━━━━━ Records provided ━━━━━

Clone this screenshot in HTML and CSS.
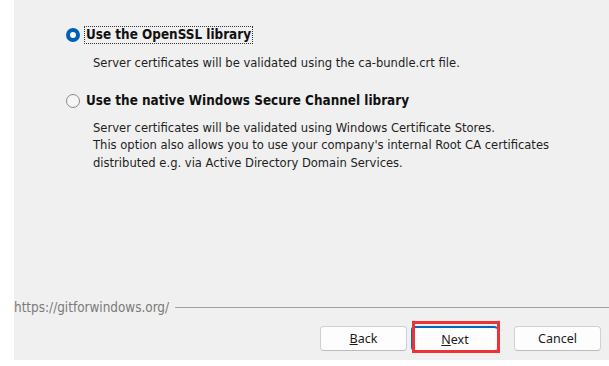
FILE: index.html
```html
<!DOCTYPE html>
<html>
<head>
<meta charset="utf-8">
<link rel="stylesheet" href="styles.css">
</head>
<body>
<div class="page">
  <div class="content">
    <div class="option">
      <span class="radio checked"></span>
      <span class="label focused">Use the OpenSSL library</span>
    </div>
    <div class="desc">Server certificates will be validated using the ca-bundle.crt file.</div>
    <div class="option second">
      <span class="radio"></span>
      <span class="label">Use the native Windows Secure Channel library</span>
    </div>
    <div class="desc second">Server certificates will be validated using Windows Certificate Stores.<br>This option also allows you to use your company's internal Root CA certificates<br>distributed e.g. via Active Directory Domain Services.</div>
  </div>
  <div class="sep">
    <span class="sep-text">https://gitforwindows.org/</span>
    <span class="sep-line"></span>
  </div>
  <div class="buttons">
    <button class="btn"><u>B</u>ack</button>
    <div class="next-wrap">
      <button class="btn default"><u>N</u>ext</button>
      <div class="highlight"></div>
    </div>
    <button class="btn cancel">Cancel</button>
  </div>
</div>
</body>
</html>
```
FILE: styles.css
```css
html, body {
  margin: 0;
  padding: 0;
  background: #ffffff;
}
.page {
  margin-left: 14px;
  height: 360px;
  background: #f0f0f0;
  display: flex;
  flex-direction: column;
  font-family: "DejaVu Sans Condensed", "DejaVu Sans", sans-serif;
  color: #1a1a1a;
}
.content {
  padding: 26px 0 0 51px;
  flex: 1;
}
.option {
  display: flex;
  align-items: center;
  height: 18px;
  gap: 4px;
}
.option.second {
  margin-top: 20px;
}
.radio {
  width: 14px;
  height: 14px;
  box-sizing: border-box;
  border-radius: 50%;
  border: 1px solid #8a8a8a;
  background: #f6f6f6;
  margin-left: 1px;
}
.radio.checked {
  border: 4px solid #005fb8;
  background: #ffffff;
}
.label {
  font-weight: bold;
  font-size: 13.4px;
  line-height: 16px;
  padding: 0 1px;
  border: 1px solid transparent;
  color: #111;
}
.label.focused {
  border: 1px dotted #333;
}
.desc {
  margin-top: 10px;
  padding-left: 28px;
  font-size: 12.85px;
  line-height: 17.5px;
  color: #1e1e1e;
}
.desc.second {
  margin-top: 9px;
}
.sep {
  display: flex;
  align-items: center;
  height: 14px;
  gap: 6px;
}
.sep-text {
  font-size: 13.4px;
  color: #7a7a7a;
}
.sep-line {
  flex: 1;
  height: 1px;
  background: #a0a0a0;
}
.buttons {
  display: flex;
  justify-content: flex-end;
  align-items: center;
  padding: 12px 8px 9px 0;
  gap: 4px;
}
.btn {
  width: 87px;
  height: 25px;
  box-sizing: border-box;
  border: 1px solid #d0d0d0;
  border-bottom-color: #bcbcbc;
  border-radius: 4px;
  background: #fdfdfd;
  font-family: "Noto Sans", "Open Sans", sans-serif;
  font-size: 12.5px;
  color: #1a1a1a;
  padding: 0;
}
.btn u {
  text-decoration-thickness: 1px;
}
.next-wrap {
  position: relative;
  display: flex;
}
.btn.default {
  border: 1px solid #c8c8c8;
  border-top: 2px solid #0067c0;
  border-left: 2px solid #0067c0;
}
.btn.cancel {
  margin-left: 12px;
}
.highlight {
  position: absolute;
  left: 1px;
  top: -5px;
  width: 88px;
  height: 32px;
  box-sizing: border-box;
  border: 3px solid #ee3338;
}
```
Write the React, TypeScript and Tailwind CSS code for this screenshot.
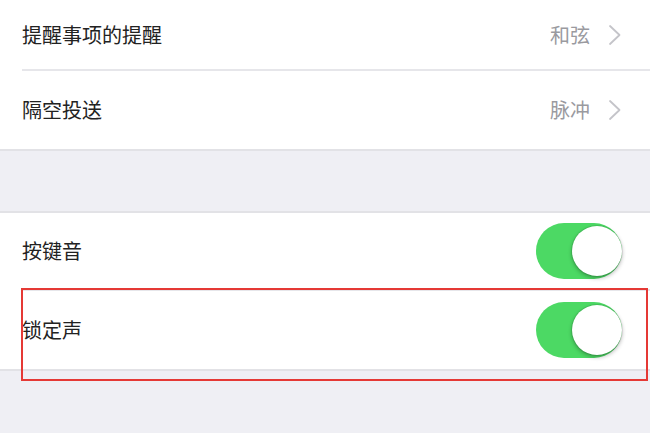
import React from "react"

const font = `"Noto Sans CJK SC", "Noto Sans", sans-serif`

function Chevron() {
  return (
    <svg width="14" height="22" viewBox="0 0 14 22" fill="none" className="ml-[18px]">
      <path d="M2 2 L11.5 11 L2 20" stroke="#c4c4c9" strokeWidth="1.8" strokeLinecap="round" strokeLinejoin="round" />
    </svg>
  )
}

function Toggle() {
  return (
    <div className="relative h-[56px] w-[86px] rounded-full bg-[#4cd964]">
      <div className="absolute right-0 top-[3px] h-[50px] w-[50px] rounded-full bg-white shadow-[0_2px_4px_rgba(0,0,0,0.3),0_0_0_1px_rgba(0,0,0,0.08)]" />
    </div>
  )
}

function Row({ label, value, toggle, height, last }: { label: string; value?: string; toggle?: boolean; height: string; last?: boolean }) {
  return (
    <div className="bg-white pl-[22px]">
      <div className={`flex items-center pr-[28px] ${height} ${last ? "" : "border-b-2 border-[#e6e6ea]"}`}>
        <span className="flex-1 text-[20px] text-[#222]">{label}</span>
        {value && (
          <div className="flex items-center">
            <span className="text-[20px] text-[#9a9a9f]">{value}</span>
            <Chevron />
          </div>
        )}
        {toggle && <Toggle />}
      </div>
    </div>
  )
}

export default function App() {
  return (
    <div className="relative h-[433px] w-[650px] overflow-hidden bg-[#efeff4]" style={{ fontFamily: font }}>
      <div className="border-b-2 border-[#e2e2e6]">
        <Row label="提醒事项的提醒" value="和弦" height="h-[71px]" />
        <Row label="隔空投送" value="脉冲" height="h-[78px]" last />
      </div>
      <div className="h-[62px] border-b-2 border-[#e2e2e6]" />
      <div className="border-b-2 border-[#e2e2e6]">
        <Row label="按键音" toggle height="h-[78px]" />
        <Row label="锁定声" toggle height="h-[78px]" last />
      </div>
      <div className="absolute left-[21px] top-[288px] h-[93px] w-[627px] border-2 border-[#e53935]" />
    </div>
  )
}
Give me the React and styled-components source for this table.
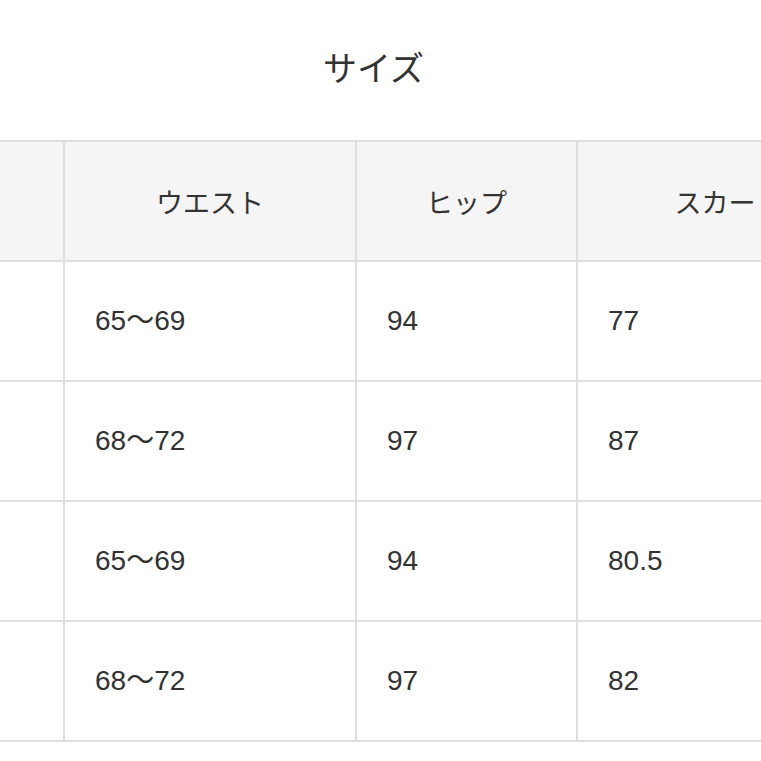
import styled, { createGlobalStyle } from "styled-components"

const GlobalStyle = createGlobalStyle`
  html, body {
    margin: 0;
    padding: 0;
    background: #ffffff;
    overflow: hidden;
  }
`

const rows = [
  { waist: "65〜69", hip: "94", skirt: "77" },
  { waist: "68〜72", hip: "97", skirt: "87" },
  { waist: "65〜69", hip: "94", skirt: "80.5" },
  { waist: "68〜72", hip: "97", skirt: "82" },
]

export default function App() {
  return (
    <Page>
      <GlobalStyle />
      <Title>サイズ</Title>
      <TableWrap>
        <SizeTable>
          <colgroup>
            <col style={{ width: 200 }} />
            <col style={{ width: 292 }} />
            <col style={{ width: 221 }} />
            <col style={{ width: 330 }} />
          </colgroup>
          <thead>
            <tr>
              <HeadCell></HeadCell>
              <HeadCell>ウエスト</HeadCell>
              <HeadCell>ヒップ</HeadCell>
              <HeadCell>スカート丈</HeadCell>
            </tr>
          </thead>
          <tbody>
            {rows.map((row, i) => (
              <tr key={i}>
                <Cell></Cell>
                <Cell>{row.waist}</Cell>
                <Cell>{row.hip}</Cell>
                <Cell>{row.skirt}</Cell>
              </tr>
            ))}
          </tbody>
        </SizeTable>
      </TableWrap>
    </Page>
  )
}

const Page = styled.div`
  width: 761px;
  height: 761px;
  overflow: hidden;
  font-family: "Liberation Sans", "Noto Sans CJK JP", sans-serif;
  color: #333333;
`

const Title = styled.h2`
  margin: 0;
  padding: 44px 14px 0 0;
  font-family: "Noto Sans CJK JP", sans-serif;
  font-size: 34px;
  line-height: 46px;
  font-weight: 400;
  text-align: center;
`

const TableWrap = styled.div`
  margin-top: 50px;
  margin-left: -137px;
`

const SizeTable = styled.table`
  table-layout: fixed;
  width: 1043px;
  border-collapse: collapse;
  font-size: 28px;
`

const HeadCell = styled.th`
  height: 118px;
  padding: 0;
  background: #f5f5f5;
  border: 2px solid #dedede;
  font-family: "Noto Sans CJK JP", sans-serif;
  font-size: 27px;
  font-weight: 400;
  text-align: center;
  white-space: nowrap;
`

const Cell = styled.td`
  height: 118px;
  padding: 0 0 0 30px;
  border: 2px solid #dedede;
  line-height: 1;
  text-align: left;
  white-space: nowrap;
`
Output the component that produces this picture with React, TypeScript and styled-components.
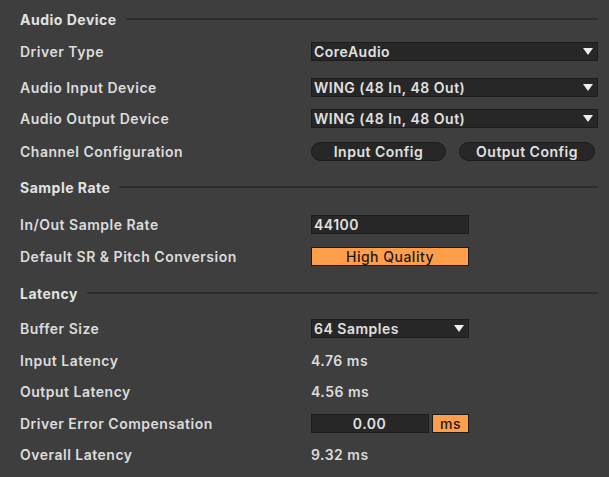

━━━━━

* [Stated goal]: Show the lines that mention the word "screenshot".

* [Solution]:
Clone this screenshot in HTML and CSS.
Write the React, TypeScript and Tailwind CSS code for this screenshot.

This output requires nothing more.